Recent Accounting Pronouncements
See Note 3 to our unaudited condensed consolidated financial statements in this Form 10-Q for a description of recent accounting pronouncements, including our expected adoption dates and estimated effects on our results of operations, financial condition, and cash flows.


29


ITEM 3. Quantitative and Qualitative Disclosures About Market Risk
In the normal course of business, our financial position is routinely subject to a variety of risks, including market risk for investments associated with interest rate movements, liquidity risks, credit risks, and foreign exchange market risk associated with currency rate movements on non-U.S. dollar denominated assets and liabilities. We regularly assess these risks and have established policies and business practices to protect against the adverse effects of these and other potential exposures.
Investment Risk
The primary objective of our investment activities is to preserve principal while maximizing the income we receive from our investments without significantly increasing risk. To achieve this objective, we maintain our portfolio of cash, cash equivalents, and investments in high credit quality, readily liquid securities, primarily U.S. treasuries and money market funds. Our portfolio of investments have original maturities of less than three months from date of purchase.
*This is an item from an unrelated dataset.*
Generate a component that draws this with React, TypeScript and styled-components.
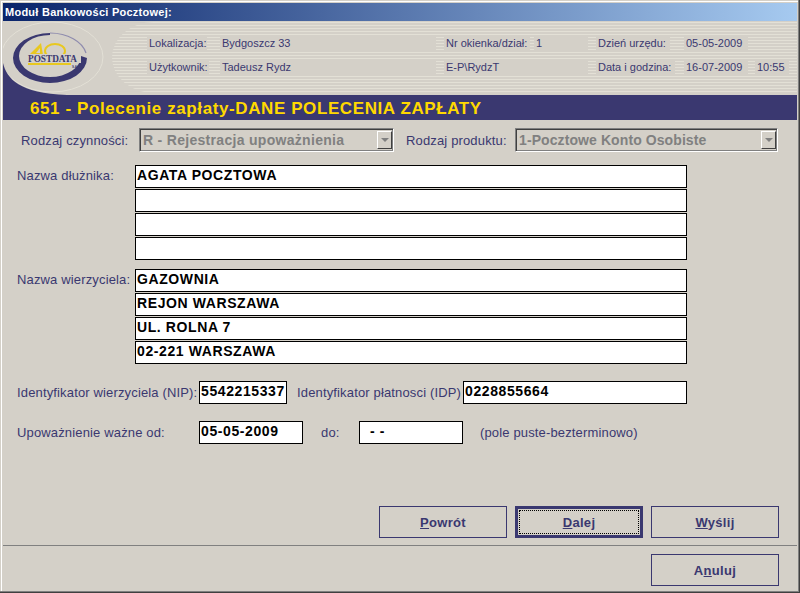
import styled, { createGlobalStyle } from "styled-components";

const NAVY = "#3a3870";
const FACE = "#d4d0c8";

const GlobalStyle = createGlobalStyle`
  html, body {
    margin: 0;
    padding: 0;
    background: ${FACE};
  }
  * {
    box-sizing: border-box;
  }
`;

const Window = styled.div`
  width: 800px;
  height: 593px;
  padding: 3px;
  display: flex;
  flex-direction: column;
  background: ${FACE};
  font-family: "Liberation Sans", Arial, sans-serif;
  overflow: hidden;
  box-shadow:
    inset -1px -1px 0 #404040,
    inset -2px -2px 0 #808080,
    inset 1px 1px 0 ${FACE},
    inset 2px 2px 0 #ffffff;
`;

const TitleBar = styled.div`
  height: 18px;
  flex: none;
  padding: 0 2px;
  display: flex;
  align-items: center;
  color: #fff;
  font-size: 11px;
  font-weight: bold;
  letter-spacing: 0.25px;
  background: linear-gradient(90deg, #0a246a, #a6caf0);
`;

const Header = styled.div`
  position: relative;
  height: 74px;
  flex: none;
  padding: 15px 0 0 144px;
  display: flex;
  flex-direction: column;
  gap: 9px;
`;

const Stripes = styled.div`
  position: absolute;
  inset: 1px 0 2px 109px;
  border-radius: 42px 0 0 42px / 36px 0 0 36px;
  background: repeating-linear-gradient(
    180deg,
    #e3e0d6 0,
    #e3e0d6 1px,
    ${FACE} 1px,
    ${FACE} 3px
  );
`;

const LogoArt = styled.svg`
  position: absolute;
  left: 0;
  top: 0;
`;

const InfoRow = styled.div`
  position: relative;
  height: 15px;
  display: flex;
`;

const InfoCell = styled.div<{ $width: number; $gap: number }>`
  width: ${(p) => p.$width}px;
  margin-right: ${(p) => p.$gap}px;
  padding-left: 2px;
  flex: none;
  background: ${FACE};
  color: ${NAVY};
  font-size: 11px;
  line-height: 15px;
  white-space: nowrap;
`;

const Band = styled.div`
  height: 25px;
  flex: none;
  padding-left: 27px;
  background: ${NAVY};
  color: #ffd800;
  font-size: 17px;
  font-weight: bold;
  line-height: 27px;
  letter-spacing: 0.6px;
  white-space: nowrap;
`;

const Body = styled.div`
  flex: 1;
  display: flex;
  flex-direction: column;
  padding: 8px 0 0 14px;
`;

const SelectRow = styled.div`
  display: flex;
  align-items: center;
  height: 24px;
  padding-left: 4px;
  margin-bottom: 13px;
`;

const Label = styled.span<{ $width?: number; $indent?: number }>`
  ${(p) => (p.$width ? `width: ${p.$width}px; flex: none;` : "")}
  padding-left: ${(p) => p.$indent ?? 0}px;
  color: ${NAVY};
  font-size: 13px;
  letter-spacing: 0.15px;
  white-space: nowrap;
`;

const Select = styled.div<{ $width: number; $tracking: number }>`
  position: relative;
  width: ${(p) => p.$width}px;
  height: 24px;
  flex: none;
  padding-left: 3px;
  border: 1px solid;
  border-color: #808080 #ffffff #ffffff #808080;
  box-shadow:
    inset 1px 1px 0 #404040,
    inset -1px -1px 0 #808080;
  color: #808080;
  font-size: 14px;
  font-weight: bold;
  line-height: 23px;
  letter-spacing: ${(p) => p.$tracking}px;
  white-space: nowrap;
`;

const SelectArrow = styled.span`
  position: absolute;
  right: 1px;
  top: 2px;
  bottom: 2px;
  width: 15px;
  display: flex;
  align-items: center;
  justify-content: center;
  background: ${FACE};
  border: 1px solid;
  border-color: #ffffff #404040 #404040 #ffffff;
  &::after {
    content: "";
    border-top: 4px solid #808080;
    border-left: 4px solid transparent;
    border-right: 4px solid transparent;
  }
`;

const FieldGroup = styled.div<{ $after: number }>`
  display: flex;
  margin-bottom: ${(p) => p.$after}px;
`;

const FieldStack = styled.div`
  display: flex;
  flex-direction: column;
  gap: 1px;
`;

const GroupLabel = styled(Label)`
  width: 118px;
  flex: none;
  line-height: 22px;
`;

const Field = styled.div<{ $width: number }>`
  width: ${(p) => p.$width}px;
  height: 23px;
  flex: none;
  padding-left: 1px;
  background: #fff;
  border: 1px solid #000;
  color: #000;
  font-size: 14px;
  font-weight: bold;
  line-height: 19px;
  letter-spacing: 0.6px;
  white-space: pre;
`;

const InlineRow = styled.div<{ $after?: number }>`
  display: flex;
  align-items: center;
  height: 23px;
  margin-bottom: ${(p) => p.$after ?? 0}px;
`;

const ActionRow = styled.div`
  display: flex;
  justify-content: flex-end;
  gap: 8px;
  margin-left: -14px;
  padding-right: 18px;
`;

const PrimaryActions = styled(ActionRow)`
  margin-top: auto;
  padding-bottom: 7px;
  border-bottom: 1px solid #808080;
`;

const CancelActions = styled(ActionRow)`
  padding-top: 8px;
  padding-bottom: 4px;
`;

const Button = styled.button<{ $default?: boolean }>`
  position: relative;
  width: 128px;
  height: 32px;
  padding: 0;
  background: ${FACE};
  border: ${(p) => (p.$default ? 3 : 1)}px solid ${NAVY};
  color: ${NAVY};
  font-family: inherit;
  font-size: 13px;
  font-weight: bold;
  letter-spacing: 0.3px;
  ${(p) =>
    p.$default
      ? `&::after {
    content: "";
    position: absolute;
    inset: 0;
    margin: 1px;
    border: 1px dotted #000;
  }`
      : ""}
`;

function Logo() {
  return (
    <LogoArt width="112" height="74" viewBox="0 0 112 74">
      <ellipse cx="49" cy="36" rx="51" ry="35" fill={FACE} stroke="#e3e0d6" strokeWidth="1" />
      <path d="M0 42 C4 58 16 72 64 74 L0 74 Z" fill={NAVY} />
      <path d="M84 37 A37 25 0 1 1 47 12 L47 14 A31 21 0 1 0 78 35 Z" fill={NAVY} />
      <path d="M47 12 A37 25 0 0 1 83 32" fill="none" stroke="#8f8cae" strokeWidth="1.2" />
      <path d="M26 34 L38 22 L40 34 Z" fill="#e8c820" />
      <path d="M33 32 L37 27 L37 32 Z" fill={FACE} />
      <ellipse cx="52" cy="30" rx="10" ry="7" fill="none" stroke="#e8c820" strokeWidth="2" />
      <rect x="26" y="33" width="52" height="9" fill={FACE} />
      <text
        x="25"
        y="41"
        fill={NAVY}
        fontFamily="'Liberation Serif', serif"
        fontSize="10"
        fontWeight="bold"
        textLength="49"
        lengthAdjust="spacingAndGlyphs"
      >
        POSTDATA
      </text>
      <rect x="25" y="42" width="43" height="2" fill="#e8c820" />
      <text x="69" y="47" fill={NAVY} fontFamily="'Liberation Sans', sans-serif" fontSize="3" fontWeight="bold">
        S.A.
      </text>
    </LogoArt>
  );
}

export default function App() {
  return (
    <Window>
      <GlobalStyle />
      <TitleBar>Moduł Bankowości Pocztowej:</TitleBar>
      <Header>
        <Stripes />
        <Logo />
        <InfoRow>
          <InfoCell $width={60} $gap={13}>Lokalizacja:</InfoCell>
          <InfoCell $width={216} $gap={8}>Bydgoszcz 33</InfoCell>
          <InfoCell $width={86} $gap={4}>Nr okienka/dział:</InfoCell>
          <InfoCell $width={54} $gap={8}>1</InfoCell>
          <InfoCell $width={74} $gap={14}>Dzień urzędu:</InfoCell>
          <InfoCell $width={64} $gap={9}>05-05-2009</InfoCell>
        </InfoRow>
        <InfoRow>
          <InfoCell $width={62} $gap={11}>Użytkownik:</InfoCell>
          <InfoCell $width={216} $gap={8}>Tadeusz Rydz</InfoCell>
          <InfoCell $width={144} $gap={8}>E-P\RydzT</InfoCell>
          <InfoCell $width={79} $gap={9}>Data i godzina:</InfoCell>
          <InfoCell $width={64} $gap={7}>16-07-2009</InfoCell>
          <InfoCell $width={34} $gap={0}>10:55</InfoCell>
        </InfoRow>
      </Header>
      <Band>651 - Polecenie zapłaty-DANE POLECENIA ZAPŁATY</Band>
      <Body>
        <SelectRow>
          <Label $width={118}>Rodzaj czynności:</Label>
          <Select $width={255} $tracking={0.3}>
            R - Rejestracja upoważnienia
            <SelectArrow />
          </Select>
          <Label $width={121} $indent={12}>Rodzaj produktu:</Label>
          <Select $width={263} $tracking={0.09}>
            1-Pocztowe Konto Osobiste
            <SelectArrow />
          </Select>
        </SelectRow>
        <FieldGroup $after={9}>
          <GroupLabel>Nazwa dłużnika:</GroupLabel>
          <FieldStack>
            <Field $width={552}>AGATA POCZTOWA</Field>
            <Field $width={552} />
            <Field $width={552} />
            <Field $width={552} />
          </FieldStack>
        </FieldGroup>
        <FieldGroup $after={17}>
          <GroupLabel>Nazwa wierzyciela:</GroupLabel>
          <FieldStack>
            <Field $width={552}>GAZOWNIA</Field>
            <Field $width={552}>REJON WARSZAWA</Field>
            <Field $width={552}>UL. ROLNA 7</Field>
            <Field $width={552}>02-221 WARSZAWA</Field>
          </FieldStack>
        </FieldGroup>
        <InlineRow $after={17}>
          <Label $width={182}>Identyfikator wierzyciela (NIP):</Label>
          <Field $width={88}>5542215337</Field>
          <Label $width={176} $indent={10}>Identyfikator płatnosci (IDP)</Label>
          <Field $width={224}>0228855664</Field>
        </InlineRow>
        <InlineRow>
          <Label $width={182}>Upoważnienie ważne od:</Label>
          <Field $width={104}>05-05-2009</Field>
          <Label $width={56} $indent={18}>do:</Label>
          <Field $width={104}>{"  - -"}</Field>
          <Label $indent={17}>(pole puste-bezterminowo)</Label>
        </InlineRow>
        <PrimaryActions>
          <Button><u>P</u>owrót</Button>
          <Button $default><u>D</u>alej</Button>
          <Button><u>W</u>yślij</Button>
        </PrimaryActions>
        <CancelActions>
          <Button>A<u>n</u>uluj</Button>
        </CancelActions>
      </Body>
    </Window>
  );
}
There has been significant deterioration and instability in the financial markets since 2008. The extraordinary disruption and readjustment in the financial markets exposes us to additional investment risk. The value and liquidity of the securities in which we invest could deteriorate rapidly and the issuers of such securities could be subject to credit rating downgrades. In light of the current market conditions and these additional risks, we actively monitor market conditions and developments specific to the securities and security classes in which we invest. We believe that we take a conservative approach to investing our funds in that we invest only in highly-rated securities with relatively short maturities and do not invest in securities we believe involve a higher degree of risk. While we believe we take prudent measures to mitigate investment related risks, such risks cannot be fully eliminated as there are circumstances outside of our control. We currently believe that the current credit market difficulties do not have a material impact on our investment portfolio. However, future degradation in credit market conditions could have a material adverse affect on our financial position.
Interest Rate Risk
Our exposure to market risks for changes in interest rates relates primarily to our investment portfolio. As of September 30, 2011, our cash and cash equivalents of $112.5 million consisted primarily of cash and U.S. Treasury notes. We believe that the exposure of our principal to interest rate risk is minimal, although our future interest income is subject to reinvestment risk.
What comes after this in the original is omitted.